Gugatan Reklamasi, Nelayan Kalahkan Ahok
Berita

Gugatan Reklamasi, Nelayan Kalahkan Ahok

PTUN memerintahkan agar Pemprov DKI Jakarta menunda pelaksanaan pemberian izin reklamasi Pulau G di Teluk Jakarta sampai berkekuatan hukum tetap. Izin reklamasi dinilai bertentangan dengan sejumlah aturan perundang-undangan.

Oleh:
NNP
Bacaan 2 Menit
Proyek reklamasi Teluk Jakarta. Foto: RES
Proyek reklamasi Teluk Jakarta. Foto: RES
Majelis hakim pada Pengadilan Tata Usaha Negara (PTUN) Jakarta mengabulkan seluruh gugatan nelayan atas Surat Keputusan (SK) Gubernur DKI Jakarta Nomor 2238 Tahun 2014 tentang Pemberian Izin Reklamasi Pulau G di Teluk Jakarta kepada PT Muara Wisesa Samudra. Putusan itu sekaligus memerintahkan agar Tergugat (Pemprov DKI Jakarta) menunda pelaksanaan keputusan Gubernur DKI Jakarta sampai berkekuatan hukum tetap (inkracht).

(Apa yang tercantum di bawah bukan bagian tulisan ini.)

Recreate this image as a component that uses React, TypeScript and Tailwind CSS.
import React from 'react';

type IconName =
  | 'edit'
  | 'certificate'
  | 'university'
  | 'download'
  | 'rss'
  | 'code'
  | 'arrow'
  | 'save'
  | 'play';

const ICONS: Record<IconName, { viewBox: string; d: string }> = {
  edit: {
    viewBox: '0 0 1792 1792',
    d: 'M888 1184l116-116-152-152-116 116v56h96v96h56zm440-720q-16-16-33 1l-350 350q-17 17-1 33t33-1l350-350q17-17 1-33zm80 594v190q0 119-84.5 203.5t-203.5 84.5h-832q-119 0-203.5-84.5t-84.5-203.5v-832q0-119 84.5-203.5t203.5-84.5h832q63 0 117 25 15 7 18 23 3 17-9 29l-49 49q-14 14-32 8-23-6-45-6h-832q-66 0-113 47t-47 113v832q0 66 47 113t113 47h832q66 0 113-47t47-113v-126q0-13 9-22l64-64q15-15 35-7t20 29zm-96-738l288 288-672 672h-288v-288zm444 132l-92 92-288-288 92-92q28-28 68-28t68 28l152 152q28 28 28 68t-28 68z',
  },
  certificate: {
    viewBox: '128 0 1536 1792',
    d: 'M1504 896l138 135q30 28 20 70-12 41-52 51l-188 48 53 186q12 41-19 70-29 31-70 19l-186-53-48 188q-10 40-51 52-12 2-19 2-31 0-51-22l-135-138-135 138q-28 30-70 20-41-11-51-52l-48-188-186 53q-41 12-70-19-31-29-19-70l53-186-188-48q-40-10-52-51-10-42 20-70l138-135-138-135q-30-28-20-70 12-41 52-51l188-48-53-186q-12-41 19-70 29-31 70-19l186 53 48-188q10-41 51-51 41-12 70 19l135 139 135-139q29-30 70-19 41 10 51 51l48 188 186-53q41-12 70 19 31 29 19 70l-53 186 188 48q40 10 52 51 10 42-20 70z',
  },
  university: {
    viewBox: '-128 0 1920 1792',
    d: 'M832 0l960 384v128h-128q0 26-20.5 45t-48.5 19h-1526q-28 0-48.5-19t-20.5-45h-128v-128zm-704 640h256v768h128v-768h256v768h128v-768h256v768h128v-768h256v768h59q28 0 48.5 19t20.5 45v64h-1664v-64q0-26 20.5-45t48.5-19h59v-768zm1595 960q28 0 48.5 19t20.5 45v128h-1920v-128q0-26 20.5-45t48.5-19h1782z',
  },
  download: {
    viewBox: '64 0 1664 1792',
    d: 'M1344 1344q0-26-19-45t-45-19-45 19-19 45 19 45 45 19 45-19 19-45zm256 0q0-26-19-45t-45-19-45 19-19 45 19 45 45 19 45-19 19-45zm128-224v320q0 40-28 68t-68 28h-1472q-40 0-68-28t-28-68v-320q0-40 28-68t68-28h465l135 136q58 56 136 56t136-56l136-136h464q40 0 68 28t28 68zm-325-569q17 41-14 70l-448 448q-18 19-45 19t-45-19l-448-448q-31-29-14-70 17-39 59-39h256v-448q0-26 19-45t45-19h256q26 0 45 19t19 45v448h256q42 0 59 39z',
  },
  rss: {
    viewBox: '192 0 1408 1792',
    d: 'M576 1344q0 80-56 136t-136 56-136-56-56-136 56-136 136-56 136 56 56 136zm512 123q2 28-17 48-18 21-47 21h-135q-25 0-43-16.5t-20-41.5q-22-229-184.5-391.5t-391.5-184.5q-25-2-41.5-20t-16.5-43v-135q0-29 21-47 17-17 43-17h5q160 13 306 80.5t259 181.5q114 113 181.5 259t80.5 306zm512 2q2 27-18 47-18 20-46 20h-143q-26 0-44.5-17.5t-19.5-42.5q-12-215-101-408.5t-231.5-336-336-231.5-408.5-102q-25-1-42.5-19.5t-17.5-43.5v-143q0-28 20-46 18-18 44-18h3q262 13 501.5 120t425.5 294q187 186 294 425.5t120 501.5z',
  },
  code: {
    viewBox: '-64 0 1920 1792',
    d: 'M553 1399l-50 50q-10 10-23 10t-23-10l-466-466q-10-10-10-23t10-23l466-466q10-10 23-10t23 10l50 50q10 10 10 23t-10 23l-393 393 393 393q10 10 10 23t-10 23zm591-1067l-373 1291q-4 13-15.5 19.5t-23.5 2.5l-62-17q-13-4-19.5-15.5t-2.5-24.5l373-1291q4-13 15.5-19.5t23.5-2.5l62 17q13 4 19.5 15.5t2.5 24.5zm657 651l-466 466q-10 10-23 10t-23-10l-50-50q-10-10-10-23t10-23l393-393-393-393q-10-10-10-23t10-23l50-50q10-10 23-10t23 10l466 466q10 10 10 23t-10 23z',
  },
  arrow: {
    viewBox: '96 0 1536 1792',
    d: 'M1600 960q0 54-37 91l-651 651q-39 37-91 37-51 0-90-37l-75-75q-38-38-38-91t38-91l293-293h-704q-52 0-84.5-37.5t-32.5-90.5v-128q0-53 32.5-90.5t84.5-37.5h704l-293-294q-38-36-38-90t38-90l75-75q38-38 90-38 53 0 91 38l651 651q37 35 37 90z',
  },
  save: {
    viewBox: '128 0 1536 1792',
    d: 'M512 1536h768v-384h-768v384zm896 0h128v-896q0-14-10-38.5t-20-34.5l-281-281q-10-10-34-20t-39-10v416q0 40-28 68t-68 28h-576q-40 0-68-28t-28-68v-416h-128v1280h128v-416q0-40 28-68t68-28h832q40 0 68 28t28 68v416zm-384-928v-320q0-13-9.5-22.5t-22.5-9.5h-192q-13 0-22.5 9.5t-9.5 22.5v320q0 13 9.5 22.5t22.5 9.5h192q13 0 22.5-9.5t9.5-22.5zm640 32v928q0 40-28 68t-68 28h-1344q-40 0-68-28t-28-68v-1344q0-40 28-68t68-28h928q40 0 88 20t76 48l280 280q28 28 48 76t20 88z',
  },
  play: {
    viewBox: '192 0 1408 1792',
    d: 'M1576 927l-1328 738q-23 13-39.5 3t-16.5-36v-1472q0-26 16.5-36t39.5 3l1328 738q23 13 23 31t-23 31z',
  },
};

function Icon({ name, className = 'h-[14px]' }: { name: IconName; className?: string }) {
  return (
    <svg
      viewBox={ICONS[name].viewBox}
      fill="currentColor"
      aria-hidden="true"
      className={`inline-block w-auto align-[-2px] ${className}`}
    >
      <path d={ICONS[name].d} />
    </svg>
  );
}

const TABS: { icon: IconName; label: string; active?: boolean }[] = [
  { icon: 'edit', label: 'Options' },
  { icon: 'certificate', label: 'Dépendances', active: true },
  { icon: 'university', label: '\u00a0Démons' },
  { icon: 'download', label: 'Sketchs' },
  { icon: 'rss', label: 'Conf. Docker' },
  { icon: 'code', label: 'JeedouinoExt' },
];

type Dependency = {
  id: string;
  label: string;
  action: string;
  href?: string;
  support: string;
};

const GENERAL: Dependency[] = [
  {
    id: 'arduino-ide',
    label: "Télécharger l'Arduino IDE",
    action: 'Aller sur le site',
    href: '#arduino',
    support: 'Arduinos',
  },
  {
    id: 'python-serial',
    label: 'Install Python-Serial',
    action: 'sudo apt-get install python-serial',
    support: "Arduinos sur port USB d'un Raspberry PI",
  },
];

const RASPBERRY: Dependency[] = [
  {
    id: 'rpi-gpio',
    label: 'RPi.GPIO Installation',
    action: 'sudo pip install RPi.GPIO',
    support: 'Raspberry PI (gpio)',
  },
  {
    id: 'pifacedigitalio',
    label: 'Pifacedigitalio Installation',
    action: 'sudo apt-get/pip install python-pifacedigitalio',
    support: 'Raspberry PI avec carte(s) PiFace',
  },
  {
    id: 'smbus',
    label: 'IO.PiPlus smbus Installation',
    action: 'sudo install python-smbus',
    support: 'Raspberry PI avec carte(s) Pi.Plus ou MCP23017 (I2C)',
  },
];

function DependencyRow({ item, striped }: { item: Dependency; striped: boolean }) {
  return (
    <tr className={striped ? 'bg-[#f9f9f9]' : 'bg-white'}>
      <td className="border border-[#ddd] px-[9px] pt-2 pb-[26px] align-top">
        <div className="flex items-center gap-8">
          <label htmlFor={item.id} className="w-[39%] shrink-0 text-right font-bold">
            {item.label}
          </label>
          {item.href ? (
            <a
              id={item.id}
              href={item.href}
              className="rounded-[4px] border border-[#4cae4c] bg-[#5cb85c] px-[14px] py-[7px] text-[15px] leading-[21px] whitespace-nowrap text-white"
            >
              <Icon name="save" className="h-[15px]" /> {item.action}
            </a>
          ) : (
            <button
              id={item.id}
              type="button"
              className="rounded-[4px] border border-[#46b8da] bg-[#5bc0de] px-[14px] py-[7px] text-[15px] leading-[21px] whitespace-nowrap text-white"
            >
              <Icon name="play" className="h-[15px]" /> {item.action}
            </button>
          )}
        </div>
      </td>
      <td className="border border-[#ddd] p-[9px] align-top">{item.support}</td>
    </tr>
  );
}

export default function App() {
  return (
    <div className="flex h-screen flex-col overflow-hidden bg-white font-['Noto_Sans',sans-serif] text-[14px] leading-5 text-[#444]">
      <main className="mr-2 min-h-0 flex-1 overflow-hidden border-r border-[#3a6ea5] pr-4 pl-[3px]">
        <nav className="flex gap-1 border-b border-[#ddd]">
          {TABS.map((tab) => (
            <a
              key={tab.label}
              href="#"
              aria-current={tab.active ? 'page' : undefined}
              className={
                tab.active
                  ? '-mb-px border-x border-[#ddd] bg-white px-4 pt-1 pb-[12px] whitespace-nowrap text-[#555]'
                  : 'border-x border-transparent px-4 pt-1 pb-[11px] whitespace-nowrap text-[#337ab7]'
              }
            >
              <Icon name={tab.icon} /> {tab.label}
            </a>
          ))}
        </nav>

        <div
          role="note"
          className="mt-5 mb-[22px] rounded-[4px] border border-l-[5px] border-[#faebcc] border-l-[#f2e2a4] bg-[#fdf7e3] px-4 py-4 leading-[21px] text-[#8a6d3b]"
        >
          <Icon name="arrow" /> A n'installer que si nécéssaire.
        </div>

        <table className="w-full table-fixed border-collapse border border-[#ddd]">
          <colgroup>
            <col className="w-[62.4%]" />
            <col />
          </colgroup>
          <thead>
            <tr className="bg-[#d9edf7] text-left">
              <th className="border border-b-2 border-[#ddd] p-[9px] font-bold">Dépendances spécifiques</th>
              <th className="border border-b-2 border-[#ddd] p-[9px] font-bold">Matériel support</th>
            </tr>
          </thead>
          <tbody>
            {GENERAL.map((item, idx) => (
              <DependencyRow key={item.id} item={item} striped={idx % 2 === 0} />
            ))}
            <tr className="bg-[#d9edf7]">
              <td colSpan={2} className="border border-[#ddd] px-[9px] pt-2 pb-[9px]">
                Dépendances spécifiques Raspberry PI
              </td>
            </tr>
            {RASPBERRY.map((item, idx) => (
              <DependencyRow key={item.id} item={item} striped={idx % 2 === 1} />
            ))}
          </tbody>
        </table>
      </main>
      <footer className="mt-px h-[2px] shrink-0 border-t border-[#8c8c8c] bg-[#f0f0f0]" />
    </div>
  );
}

Dalam siaran persnya yang diterima hukumonline, LBH Jakarta menyambut baik putusan ini. LBH Jakarta menyatakan, perjuangan gugatan reklamasi masih panjang terhadap pulau-pulau lain di Teluk Jakarta. “Perjuangan masih panjang, gugatan reklamasi di Pulau F, I dan K masih berjalan di Pengadilan. Mari kawal selalu,” tulis LBH Jakarta, Selasa (31/5).

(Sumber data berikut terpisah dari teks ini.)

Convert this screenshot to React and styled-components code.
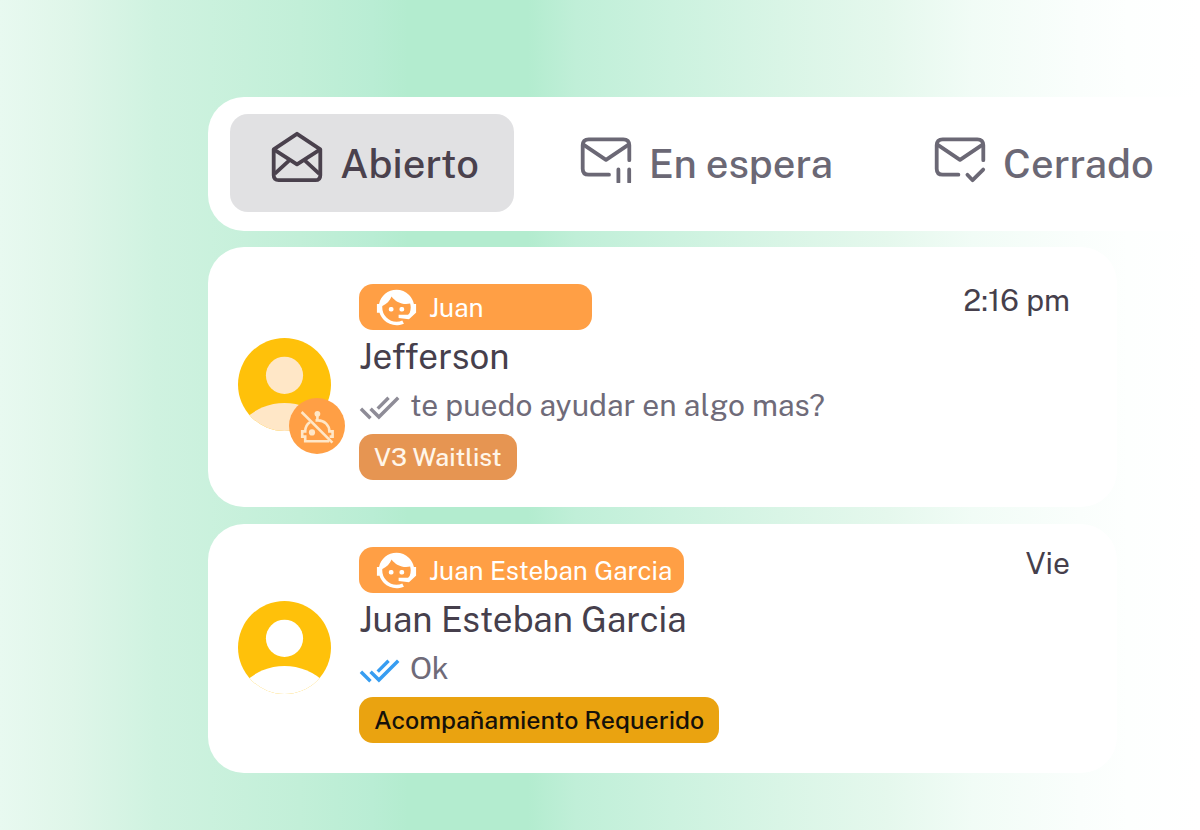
import React from "react";
import styled, { createGlobalStyle } from "styled-components";
import { MdDoneAll } from "react-icons/md";

const GlobalStyle = createGlobalStyle`
  * {
    box-sizing: border-box;
  }
  body {
    margin: 0;
    font-family: "Public Sans", Inter, "Liberation Sans", sans-serif;
    color: #463f4c;
  }
`;

const Page = styled.div`
  min-height: 100vh;
  padding: 97px 83px 56px 208px;
  overflow: hidden;
  background: linear-gradient(
    90deg,
    #e8f9f0 0%,
    #dff6e9 6%,
    #cff2e0 13%,
    #c2efd8 25%,
    #b9edd4 31%,
    #b3eccf 34%,
    #b3eccf 44%,
    #c0efd8 48%,
    #ccf2df 56%,
    #d9f5e6 65%,
    #e5f8ed 74%,
    #f1fcf6 81%,
    #fafefc 90%,
    #fdfffe 94%,
    #ffffff 100%
  );
`;

const TabBar = styled.nav`
  display: flex;
  gap: 25px;
  margin-right: -83px;
  margin-bottom: 16px;
  padding: 17px 22px 19px;
  border-radius: 36px 0 0 36px;
  background: #fff;
`;

const Tab = styled.button`
  display: flex;
  flex-shrink: 0;
  align-items: center;
  gap: 17px;
  height: 98px;
  padding: 0 35px 0 41px;
  border: 0;
  border-radius: 18px;
  background: ${(props) => (props.$active ? "#e1e1e3" : "transparent")};
  color: ${(props) => (props.$active ? "#4a414d" : "#6b6875")};
  font-family: inherit;
  font-size: 40px;
  font-weight: 500;
  white-space: nowrap;
  cursor: pointer;
  svg {
    margin-bottom: 12px;
  }
`;

const List = styled.main`
  display: flex;
  flex-direction: column;
  gap: 17px;
`;

const Card = styled.article`
  display: flex;
  align-items: center;
  gap: 28px;
  padding: ${(props) => (props.$tall ? "37px 47px 27px 30px" : "23px 47px 30px 30px")};
  border-radius: 36px;
  background: #fff;
`;

const AvatarBox = styled.div`
  position: relative;
  flex-shrink: 0;
  width: 93px;
  height: 93px;
  margin-top: 4px;
`;

const Badge = styled.span`
  position: absolute;
  top: 60px;
  left: 51px;
  width: 56px;
  height: 56px;
  border-radius: 50%;
  background: #ff9f45;
`;

const Content = styled.div`
  flex: 1;
  display: flex;
  flex-direction: column;
  align-items: flex-start;
`;

const Agent = styled.div`
  display: flex;
  align-items: center;
  gap: 9px;
  min-width: 233px;
  height: 46px;
  padding: 0 12px 0 14px;
  border-radius: 14px;
  background: #ff9f45;
  color: #fff;
  font-size: 26px;
`;

const Name = styled.h2`
  margin: 0;
  font-size: 35px;
  font-weight: 400;
  line-height: 53px;
`;

const Message = styled.p`
  display: flex;
  align-items: center;
  gap: 10px;
  margin: 0;
  padding-bottom: 6px;
  color: #6f6b79;
  font-size: 30px;
  line-height: 45px;
  svg {
    margin-top: 4px;
    color: ${(props) => (props.$read ? "#379df1" : "#8e8c97")};
  }
`;

const Tag = styled.span`
  height: 46px;
  padding: 0 15px;
  border-radius: 14px;
  background: ${(props) => props.$bg};
  color: ${(props) => props.$color};
  font-size: 25px;
  font-weight: 500;
  line-height: 46px;
`;

const Time = styled.time`
  align-self: flex-start;
  font-size: 30px;
  line-height: 32px;
`;

const OpenMailIcon = () => (
  <svg
    width="52"
    height="52"
    viewBox="0 0 52 52"
    fill="none"
    stroke="currentColor"
    strokeWidth="3.8"
    strokeLinejoin="round"
    aria-hidden="true"
  >
    <path d="M2.7 18.3L26 2.8L49.3 18.3V44.2Q49.3 49.2 44.3 49.2H7.7Q2.7 49.2 2.7 44.2Z" />
    <path d="M2.7 18.3L26 33.4L49.3 18.3M3.6 42.8L18.3 29.4M48.4 42.8L33.7 29.4" />
  </svg>
);

const MailIcon = ({ end, children }) => (
  <svg
    width="52"
    height="52"
    viewBox="0 0 52 52"
    fill="none"
    stroke="currentColor"
    strokeWidth="3.8"
    strokeLinecap="round"
    strokeLinejoin="round"
    aria-hidden="true"
  >
    <path
      d={`M49.3 29.2V14.3Q49.3 8.3 43.3 8.3H8.7Q2.7 8.3 2.7 14.3V37.7Q2.7 43.7 8.7 43.7H${end}`}
    />
    <path d="M3.4 13.6L26 28.8L48.6 13.6" />
    {children}
  </svg>
);

const AgentIcon = () => (
  <svg width="47" height="47" viewBox="0 0 24 24" fill="currentColor" aria-hidden="true">
    <path d="M18.72 14.76C19.07 13.91 19.26 13 19.26 12C19.26 11.28 19.15 10.59 18.96 9.95C18.31 10.1 17.63 10.18 16.92 10.18C13.86 10.18 11.15 8.67 9.5 6.34C8.61 8.5 6.91 10.26 4.77 11.22C4.73 11.47 4.73 11.74 4.73 12A7.27 7.27 0 0 0 12 19.27C13.05 19.27 14.06 19.04 14.97 18.63C15.54 19.72 15.8 20.26 15.78 20.26C14.14 20.81 12.87 21.08 12 21.08C9.58 21.08 7.27 20.13 5.57 18.42C4.53 17.38 3.76 16.11 3.33 14.73H2V10.18H3.09C3.93 6.04 7.6 2.92 12 2.92C14.4 2.92 16.71 3.87 18.42 5.58C19.69 6.84 20.54 8.45 20.89 10.18H22V14.73H21.94L18.38 18L13.08 17.4V15.73H17.91L18.72 14.76M9.27 11.77A1.14 1.14 0 1 1 9.27 14.04A1.14 1.14 0 1 1 9.27 11.77M14.72 11.77A1.14 1.14 0 1 1 14.72 14.04A1.14 1.14 0 1 1 14.72 11.77Z" />
  </svg>
);

const BotOffIcon = () => (
  <svg
    width="56"
    height="56"
    viewBox="0 0 56 56"
    fill="none"
    stroke="#ffe7c7"
    strokeWidth="2.6"
    aria-hidden="true"
  >
    <circle cx="28.4" cy="15.8" r="2.9" fill="#ffe7c7" stroke="none" />
    <path d="M28.4 16V22.4M26.5 22.4H29C35.5 22.4 40.4 27.3 40.4 33.4H43.6V38.6H40.6" />
    <path d="M21 24.2C18 26.2 16.2 29.4 16.2 33.4H13.2V38.6H16.2V43.2H40.2" />
    <circle cx="23" cy="34.4" r="3.1" fill="#ffe7c7" stroke="none" />
    <path d="M12.6 14L43.4 44.6" />
  </svg>
);

const Avatar = ({ color, botOff }) => (
  <AvatarBox>
    <svg width="93" height="93" viewBox="0 0 93 93" aria-hidden="true">
      <clipPath id={`clip-${botOff ? "off" : "on"}`}>
        <circle cx="46.5" cy="46.5" r="46.5" />
      </clipPath>
      <g clipPath={`url(#clip-${botOff ? "off" : "on"})`}>
        <rect width="93" height="93" fill="#ffc10a" />
        <circle cx="46.5" cy="37.3" r="18.6" fill={color} />
        <circle cx="46.5" cy="122" r="57" fill={color} />
      </g>
    </svg>
    {botOff && (
      <Badge>
        <BotOffIcon />
      </Badge>
    )}
  </AvatarBox>
);

const chats = [
  {
    agent: "Juan",
    name: "Jefferson",
    message: "te puedo ayudar en algo mas?",
    tag: "V3 Waitlist",
    tagBg: "#e69552",
    tagColor: "#fff6e9",
    time: "2:16 pm",
    avatar: "#ffe7c7",
    botOff: true,
    read: false,
  },
  {
    agent: "Juan Esteban Garcia",
    name: "Juan Esteban Garcia",
    message: "Ok",
    tag: "Acompañamiento Requerido",
    tagBg: "#eaa310",
    tagColor: "#15110a",
    time: "Vie",
    avatar: "#ffffff",
    botOff: false,
    read: true,
  },
];

const App = () => {
  return (
    <>
      <GlobalStyle />
      <Page>
        <TabBar>
          <Tab type="button" $active>
            <OpenMailIcon />
            Abierto
          </Tab>
          <Tab type="button">
            <MailIcon end="29">
              <path d="M38.4 38.4V51M49.2 38.4V51" />
            </MailIcon>
            En espera
          </Tab>
          <Tab type="button">
            <MailIcon end="24.4">
              <path d="M33.4 43.8L38.6 49.2L49.2 38.6" />
            </MailIcon>
            Cerrado
          </Tab>
        </TabBar>
        <List>
          {chats.map((chat) => (
            <Card key={chat.name} $tall={chat.botOff}>
              <Avatar color={chat.avatar} botOff={chat.botOff} />
              <Content>
                <Agent>
                  <AgentIcon />
                  {chat.agent}
                </Agent>
                <Name>{chat.name}</Name>
                <Message $read={chat.read}>
                  <MdDoneAll size={41} />
                  {chat.message}
                </Message>
                <Tag $bg={chat.tagBg} $color={chat.tagColor}>
                  {chat.tag}
                </Tag>
              </Content>
              <Time>{chat.time}</Time>
            </Card>
          ))}
        </List>
      </Page>
    </>
  );
};

export default App;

Dalam pertimbangannya, hakim menyatakan bahwa izin reklamasi telah melanggar sejumlah aturan perundang-undangan. Pertama, pemberian izin reklamasi pulau G dinilai melanggar hukum karena tidak dijadikannya UU Nomor 1 Tahun 2014 tentang Perubahan atas UU Nomor 27 Tahun 2007 tentang Pengelolaan Wilayah Pesisir dan Pulau-Pulau Kecil sebagai dasar.

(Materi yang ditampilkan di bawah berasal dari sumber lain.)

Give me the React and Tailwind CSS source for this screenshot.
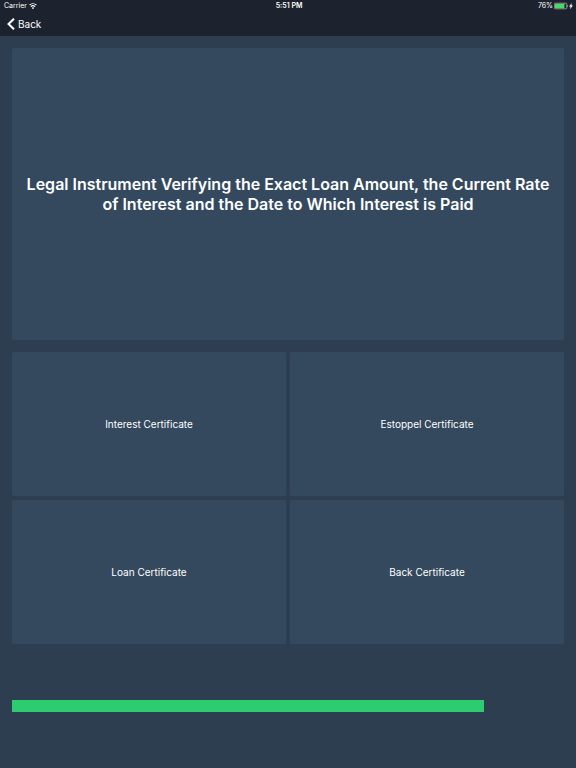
import React, { useState } from "react";

const question = {
  text: "Legal Instrument Verifying the Exact Loan Amount, the Current Rate of Interest and the Date to Which Interest is Paid",
  answers: [
    "Interest Certificate",
    "Estoppel Certificate",
    "Loan Certificate",
    "Back Certificate",
  ],
};

const WifiIcon = () => (
  <svg className="w-2 h-2" viewBox="0 0 16 14" fill="none" aria-hidden="true">
    <path d="M1.2 5.2a9.8 9.8 0 0 1 13.6 0" stroke="currentColor" strokeWidth="2.4" />
    <path d="M3.9 8.2a5.9 5.9 0 0 1 8.2 0" stroke="currentColor" strokeWidth="2.4" />
    <path d="M8 13.4 5.4 10.6a3.8 3.8 0 0 1 5.2 0Z" fill="currentColor" />
  </svg>
);

const BatteryIcon = () => (
  <svg className="w-5 h-2" viewBox="0 0 20 8" fill="none" aria-hidden="true">
    <rect x="0.4" y="1.2" width="12.4" height="5.6" rx="1" stroke="#d5d8dc" strokeWidth="0.6" />
    <rect x="1" y="1.8" width="9.4" height="4.4" rx="0.4" fill="#4cd964" />
    <path d="M13.4 2.9c.8.2.8 2 0 2.2Z" fill="#d5d8dc" />
    <path d="M17.8 1 15 4.4h1.6l-.6 2.8 2.9-3.6h-1.6Z" fill="white" />
  </svg>
);

const StatusBar = () => (
  <div className="grid grid-cols-3 items-center h-3 pl-1 pr-0.5 text-[7px] leading-3">
    <div className="flex items-center gap-0.5">
      <span>Carrier</span>
      <WifiIcon />
    </div>
    <span className="text-center font-semibold">5:51 PM</span>
    <div className="flex items-center justify-end gap-px">
      <span>76%</span>
      <BatteryIcon />
    </div>
  </div>
);

const App = () => {
  const [selected, setSelected] = useState(null);
  const [timeLeft] = useState(85.5); // percent of the time remaining

  return (
    <div className="flex flex-col min-h-screen bg-[#2d3e50] text-white font-['Inter','Liberation_Sans',sans-serif]">
      <header className="bg-[#1c232e]">
        <StatusBar />
        <nav className="flex items-center h-6 px-[7px]">
          <button className="flex items-center gap-[3px] text-[10px] leading-3">
            <svg className="w-2 h-3" viewBox="0 0 8 12" fill="none" aria-hidden="true">
              <path d="M7 0.7 1.5 6 7 11.3" stroke="currentColor" strokeWidth="2" />
            </svg>
            Back
          </button>
        </nav>
      </header>

      <main className="flex flex-col grow px-3 pt-3 pb-14">
        <section className="flex grow basis-[0px] items-center justify-center px-3 rounded-xs bg-[#34495e]">
          <h1 className="text-center text-base leading-5 font-semibold">
            {question.text}
          </h1>
        </section>

        {/* Answers */}
        <div className="grid grow basis-[0px] grid-cols-2 grid-rows-2 gap-1 mt-3">
          {question.answers.map((answer, index) => (
            <button
              key={index}
              className="rounded-xs bg-[#34495e] text-[10px] leading-3"
              aria-pressed={selected === index}
              onClick={() => setSelected(index)}
            >
              {answer}
            </button>
          ))}
        </div>

        {/* Timer bar */}
        <div className="h-3 mt-14">
          <div className="h-full bg-[#2ecc71]" style={{ width: `${timeLeft}%` }} />
        </div>
      </main>
    </div>
  );
};

export default App;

Kedua, pemberian izin tersebut dinilai telah melanggar ketentuan Pasal 7 ayat (1) UU Nomor 27 Tahun 2007 terkait tidak adanya rencana zonasi. Ketiga, pemberian izin reklamasi tersebut dinilai tidak sesuai dengan prinsip pengadaan lahan untuk kepentingan umum sebagaimana diatur oleh UU Nomor 2 Tahun 2012 tentang Pengadaan Tanah Bagi Pembangunan Untuk Kepentingan Umum. Keempat, pemberian izin tersebut dinilai bertentangan dengan asas-asas umum Pemerintahan yang baik (AUPB) khususnya ketelitian, kecermatan, dan kepastian hukum.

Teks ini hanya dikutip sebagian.